- Third baseman / Manager
- Born: January 14, 1885 Wheatland, Indiana, U.S.
- Died: January 17, 1971 (aged 86) Crown Hill Cemetery and Arboretum, Indianapolis, Indiana, U.S.
- Batted: RightThrew: Right

Negro leagues debut
- 1908, for the Indianapolis ABCs

Last Negro leagues appearance
- 1925, for the Indianapolis ABCs

Negro leagues statistics
- Batting average: .500
- Hits: 5
- Runs batted in: 1
- Managerial record: 17–53
- Winning percentage: .243
- Stats at Baseball Reference
- Managerial record at Baseball Reference

Teams
- Indianapolis ABCs (1908–1913, 1915–1917, 1925); French Lick Plutos (1914); Royal Poinciana Hotel (1915–1916); Lincoln Giants (1917–1919);

= Todd Allen (baseball) =

American baseball player

Herbert Todd Allen (January 14, 1885 – January 17, 1971) was an American Negro leagues third baseman and manager from 1908 to 1925, playing mostly with the Indianapolis ABCs.

Allen was born in Wheatland, Indiana, in 1885. By 1908, at the age of 23, he was playing third base for the Indianapolis ABCs.
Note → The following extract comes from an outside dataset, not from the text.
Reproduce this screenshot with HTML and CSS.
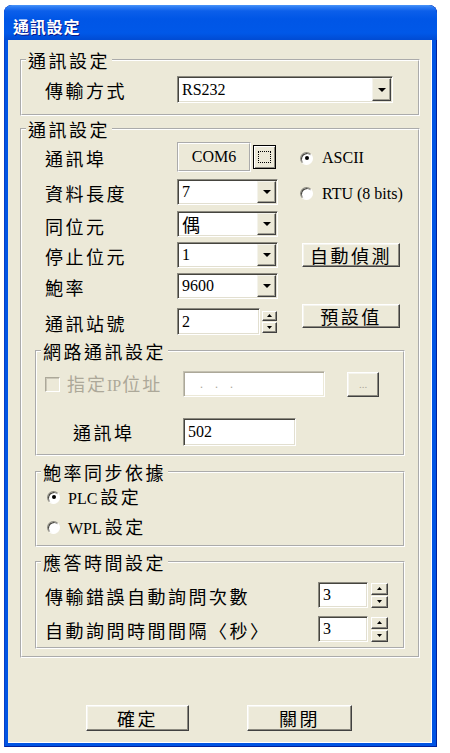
FILE: index.html
```html
<!DOCTYPE html>
<html lang="zh-Hant">
<head>
  <meta charset="UTF-8" />
  <meta name="viewport" content="width=device-width, initial-scale=1" />
  <title>通訊設定</title>
  <link rel="stylesheet" href="styles.css">
</head>
<body>

<div class="window">
  <div class="titlebar"><span class="title">通訊設定</span></div>

  <div class="client">
    <!-- 傳輸方式 -->
    <fieldset class="group group-top">
      <legend>通訊設定</legend>
      <div class="transfer-row">
        <span class="label">傳輸方式</span>
        <div class="combo combo-wide">
          <span class="combo-value en">RS232</span>
          <span class="combo-drop"><svg width="8" height="4" viewBox="0 0 8 4"><path d="M0 0h8L4 4z"/></svg></span>
        </div>
      </div>
    </fieldset>

    <!-- 通訊參數 -->
    <fieldset class="group group-comm">
      <legend>通訊設定</legend>
      <div class="group-body">
        <div class="port-grid">
          <span class="label">通訊埠</span>
          <div class="port-cell">
            <span class="port-box en">COM6</span>
            <button class="btn-browse"><span></span></button>
          </div>
          <span></span>
          <label class="opt"><span class="radio on"></span><span class="en">ASCII</span></label>

          <span class="label">資料長度</span>
          <div class="combo combo-short">
            <span class="combo-value en">7</span>
            <span class="combo-drop"><svg width="8" height="4" viewBox="0 0 8 4"><path d="M0 0h8L4 4z"/></svg></span>
          </div>
          <span></span>
          <label class="opt"><span class="radio"></span><span class="en">RTU (8 bits)</span></label>

          <span class="label">同位元</span>
          <div class="combo combo-short">
            <span class="combo-value cjk">偶</span>
            <span class="combo-drop"><svg width="8" height="4" viewBox="0 0 8 4"><path d="M0 0h8L4 4z"/></svg></span>
          </div>
          <span></span>
          <span></span>

          <span class="label">停止位元</span>
          <div class="combo combo-short">
            <span class="combo-value en">1</span>
            <span class="combo-drop"><svg width="8" height="4" viewBox="0 0 8 4"><path d="M0 0h8L4 4z"/></svg></span>
          </div>
          <span></span>
          <button class="btn btn-side">自動偵測</button>

          <span class="label">鮑率</span>
          <div class="combo combo-short">
            <span class="combo-value en">9600</span>
            <span class="combo-drop"><svg width="8" height="4" viewBox="0 0 8 4"><path d="M0 0h8L4 4z"/></svg></span>
          </div>
          <span></span>
          <span></span>

          <span class="label label-last">通訊站號</span>
          <div class="spin-cell station">
            <span class="field en">2</span>
            <span class="spin">
              <span class="spin-btn"><svg width="5" height="3" viewBox="0 0 5 3"><path d="M2.5 0L5 3H0z"/></svg></span>
              <span class="spin-btn"><svg width="5" height="3" viewBox="0 0 5 3"><path d="M0 0h5L2.5 3z"/></svg></span>
            </span>
          </div>
          <span></span>
          <button class="btn btn-side btn-default-value">預設值</button>
        </div>

        <fieldset class="group group-net">
          <legend>網路通訊設定</legend>
          <div class="net-body">
            <div class="net-row">
              <label class="check-wrap"><span class="check"></span><span class="check-text">指定<span class="en">IP</span>位址</span></label>
              <span class="field field-ip en"><span class="ip-dots">...</span></span>
              <button class="btn btn-dots" disabled>...</button>
            </div>
            <div class="net-row net-row-port">
              <span class="label net-label">通訊埠</span>
              <span class="field field-port en">502</span>
            </div>
          </div>
        </fieldset>

        <fieldset class="group group-baud">
          <legend>鮑率同步依據</legend>
          <div class="baud-body">
            <label class="opt baud-opt"><span class="radio on"></span><span class="opt-text"><span class="en">PLC</span>設定</span></label>
            <label class="opt baud-opt"><span class="radio"></span><span class="opt-text"><span class="en">WPL</span>設定</span></label>
          </div>
        </fieldset>

        <fieldset class="group group-time">
          <legend>應答時間設定</legend>
          <div class="time-body">
            <div class="time-row">
              <span class="label time-label">傳輸錯誤自動詢問次數</span>
              <span class="field field-num en">3</span>
              <span class="spin spin-tall">
                <span class="spin-btn"><svg width="5" height="3" viewBox="0 0 5 3"><path d="M2.5 0L5 3H0z"/></svg></span>
                <span class="spin-btn"><svg width="5" height="3" viewBox="0 0 5 3"><path d="M0 0h5L2.5 3z"/></svg></span>
              </span>
            </div>
            <div class="time-row">
              <span class="label time-label">自動詢問時間間隔〈秒〉</span>
              <span class="field field-num en">3</span>
              <span class="spin spin-tall">
                <span class="spin-btn"><svg width="5" height="3" viewBox="0 0 5 3"><path d="M2.5 0L5 3H0z"/></svg></span>
                <span class="spin-btn"><svg width="5" height="3" viewBox="0 0 5 3"><path d="M0 0h5L2.5 3z"/></svg></span>
              </span>
            </div>
          </div>
        </fieldset>
      </div>
    </fieldset>

    <div class="actions">
      <button class="btn btn-ok">確定</button>
      <button class="btn btn-close">關閉</button>
    </div>
  </div>
</div>

</body>
</html>
```

FILE: styles.css
```css
* {
  box-sizing: border-box;
}
body {
  margin: 0;
  background: #fff;
  font-family: "Noto Sans CJK TC", sans-serif;
  color: #000;
}
.en {
  font-family: "Liberation Serif", serif;
  font-size: 16px;
  letter-spacing: 0;
}
.cjk {
  font-family: "Noto Sans CJK TC", sans-serif;
  font-size: 18px;
}

/* window frame */
.window {
  width: 433px;
  height: 742px;
  margin: 5px 0 0 4px;
  padding-bottom: 4px;
  background: #0054e3;
  border-radius: 8px 8px 0 0;
  box-shadow: inset 1px 0 #0a3fc4, inset -1px 0 #00209c, inset 0 -1px #00209c;
  display: flex;
  flex-direction: column;
  overflow: hidden;
}
.titlebar {
  height: 35px;
  flex: none;
  padding: 9px 0 0 9px;
  border-radius: 8px 8px 0 0;
  background: linear-gradient(#4a95f8 0, #2d7cf3 2px, #0c5fea 6px, #0056e6 40%, #0058e8 80%, #004bd3 100%);
}
.title {
  color: #fff;
  font-weight: 700;
  font-size: 16px;
  line-height: 20px;
  letter-spacing: 0.8px;
  text-shadow: 1px 1px #0c1a8a;
}
.client {
  flex: 1;
  margin: 0 5px 0 4px;
  padding-top: 10px;
  background: #ece9d8;
  box-shadow: inset -1px -1px #fff;
}

/* group boxes */
.group {
  margin: 0;
  padding: 0;
  min-width: 0;
  border: 2px groove #fff;
}
.group legend {
  margin-left: 4px;
  padding: 0 2px;
  font-size: 18px;
  line-height: 20px;
  letter-spacing: 2.5px;
}
.label {
  font-size: 18px;
  line-height: 20px;
  letter-spacing: 2.5px;
  white-space: nowrap;
}
.group-top {
  margin: 0 12px;
}
.transfer-row {
  display: flex;
  align-items: center;
  padding: 6px 0 11px 23px;
}
.transfer-row .label {
  width: 132px;
}
.group-comm {
  margin: 3px 12px 0;
}
.group-body {
  padding: 0 13px 7px;
}

/* sunken fields */
.combo,
.field {
  display: flex;
  align-items: center;
  background: #fff;
  border: 1px solid;
  border-color: #8c8a80 #fff #fff #8c8a80;
  padding: 1px;
  box-shadow: inset 1px 1px #45443e, inset -1px -1px #e2dfd0;
}
.combo-value {
  flex: 1;
  padding-left: 3px;
  line-height: 20px;
}
.combo-drop {
  width: 19px;
  align-self: stretch;
  display: flex;
  align-items: center;
  justify-content: center;
  background: #ece9d8;
  border: 1px solid;
  border-color: #f4f3ec #404040 #404040 #f4f3ec;
  box-shadow: inset -1px -1px #a19f92;
}
.combo-wide {
  width: 216px;
  height: 27px;
}
.combo-short {
  width: 101px;
  height: 26px;
}
.field {
  padding-left: 4px;
}

/* raised buttons */
.btn {
  font-family: "Noto Sans CJK TC", sans-serif;
  font-size: 18px;
  line-height: 20px;
  letter-spacing: 2.5px;
  color: #000;
  padding: 0;
  background: #ece9d8;
  border: 1px solid;
  border-color: #fff #404040 #404040 #fff;
  box-shadow: inset -1px -1px #8c8a80, inset 1px 1px #f5f4ee;
  display: flex;
  align-items: center;
  justify-content: center;
}

/* communication grid */
.port-grid {
  display: grid;
  grid-template-columns: 142px 101px 22px 1fr;
  grid-template-rows: 34px 37px 28px 33px 29px 38px;
  align-items: center;
}
.port-grid .label {
  padding-left: 10px;
  margin-top: 3px;
}
.port-grid .label-last {
  margin-top: 8px;
}
.port-cell {
  display: flex;
  align-items: center;
  gap: 2px;
  margin-top: 2px;
}
.port-box {
  width: 74px;
  height: 30px;
  display: flex;
  align-items: center;
  justify-content: center;
  border: 2px groove #fff;
}
.btn-browse {
  width: 23px;
  height: 24px;
  padding: 0;
  background: #ece9d8;
  border: 1px solid #000;
  box-shadow: inset 1px 1px #fff, inset -1px -1px #8c8a80;
  display: flex;
  align-items: center;
  justify-content: center;
}
.btn-browse span {
  width: 13px;
  height: 12px;
  border: 1px dotted #000;
}
.opt {
  display: flex;
  align-items: center;
  gap: 9px;
  margin-top: 4px;
}
.radio {
  width: 13px;
  height: 13px;
  flex: none;
  border-radius: 50%;
  background: #fff;
  border: 1px solid;
  border-color: #8c8a80 #fff #fff #8c8a80;
  box-shadow: inset 1px 1px #45443e;
  display: flex;
  align-items: center;
  justify-content: center;
}
.radio.on::after {
  content: "";
  width: 4px;
  height: 4px;
  border-radius: 50%;
  background: #000;
}
.btn-side {
  width: 98px;
  height: 24px;
  margin-left: 2px;
}
.btn-default-value {
  align-self: start;
  margin-top: 4px;
}
.spin-cell {
  display: flex;
  align-items: center;
  gap: 2px;
}
.station {
  align-self: start;
  margin-top: 8px;
}
.station .field {
  width: 83px;
  height: 27px;
}
.spin {
  width: 15px;
  height: 22px;
  display: flex;
  flex-direction: column;
  gap: 1px;
}
.spin-btn {
  flex: 1;
  display: flex;
  align-items: center;
  justify-content: center;
  background: #ece9d8;
  border: 1px solid;
  border-color: #fff #404040 #404040 #fff;
  box-shadow: inset -1px -1px #8c8a80;
}

/* network group */
.group-net {
  margin-top: 3px;
}
.net-body {
  padding: 10px 0 8px 8px;
}
.net-row {
  display: flex;
  align-items: center;
  height: 26px;
}
.net-row-port {
  margin-top: 21px;
  height: 28px;
}
.check-wrap {
  width: 138px;
  flex: none;
  display: flex;
  align-items: center;
  gap: 7px;
  color: #aca899;
}
.check-text {
  font-size: 18px;
  line-height: 20px;
  letter-spacing: 2px;
  white-space: nowrap;
}
.check-text .en {
  margin-right: 1px;
}
.check {
  width: 15px;
  height: 15px;
  flex: none;
  border: 1px solid;
  border-color: #aca899 #fff #fff #aca899;
  box-shadow: inset 1px 1px #cbc7b8;
  background: #ece9d8;
}
.field-ip {
  width: 142px;
  height: 26px;
  flex: none;
  border-color: #c4c1b2 #fff #fff #c4c1b2;
  box-shadow: inset 1px 1px #aca899, inset -1px -1px #ece9d8;
}
.ip-dots {
  padding-left: 12px;
  color: #aca899;
  font-size: 12px;
  letter-spacing: 12px;
}
.btn-dots {
  width: 32px;
  height: 25px;
  flex: none;
  margin-left: 22px;
  font-family: "Liberation Serif", serif;
  font-size: 11px;
  letter-spacing: 0;
  color: #aca899;
}
.net-label {
  width: 110px;
  margin-left: 28px;
}
.field-port {
  width: 113px;
  height: 28px;
}

/* baud group */
.group-baud {
  margin-top: 6px;
}
.baud-body {
  padding: 2px 0 5px 10px;
  display: flex;
  flex-direction: column;
  gap: 4px;
}
.baud-opt {
  height: 26px;
  margin: 0;
  gap: 8px;
}
.opt-text {
  font-size: 18px;
  line-height: 20px;
  letter-spacing: 2.5px;
  white-space: nowrap;
}
.opt-text .en {
  margin-right: 3px;
}

/* response time group */
.group-time {
  margin-top: 5px;
}
.time-body {
  padding: 10px 0 5px 8px;
  display: flex;
  flex-direction: column;
  gap: 8px;
}
.time-row {
  display: flex;
  align-items: center;
  height: 26px;
}
.time-label {
  width: 273px;
  margin-top: 2px;
}
.field-num {
  width: 50px;
  height: 26px;
}
.spin-tall {
  width: 17px;
  height: 25px;
  margin-left: 3px;
}

/* bottom buttons */
.actions {
  display: flex;
  gap: 58px;
  margin-top: 47px;
  padding-left: 78px;
}
.btn-ok {
  width: 103px;
  height: 26px;
}
.btn-close {
  width: 105px;
  height: 26px;
}
```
He played most of his seasons for the ABCs, including a winter season with a mostly ABCs team that played for the Royal Poinciana Hotel in West Palm Beach, Florida.

After the ABCs, Allen played for a number of years for the French Lick Plutos and the Lincoln Giants. He appeared as late as 1925 for the Indianapolis ABCs.

After baseball, his World War II draft card shows he was working for Hook Drug Company at the corner of California and Market Street, and living in Indianapolis, Indiana. It also lists his closest relative, likely his wife, as Jessie Allen.

Allen is buried at Crown Hill Cemetery and Arboretum in Section 99 B, Lot 338 in Indianapolis, Indiana.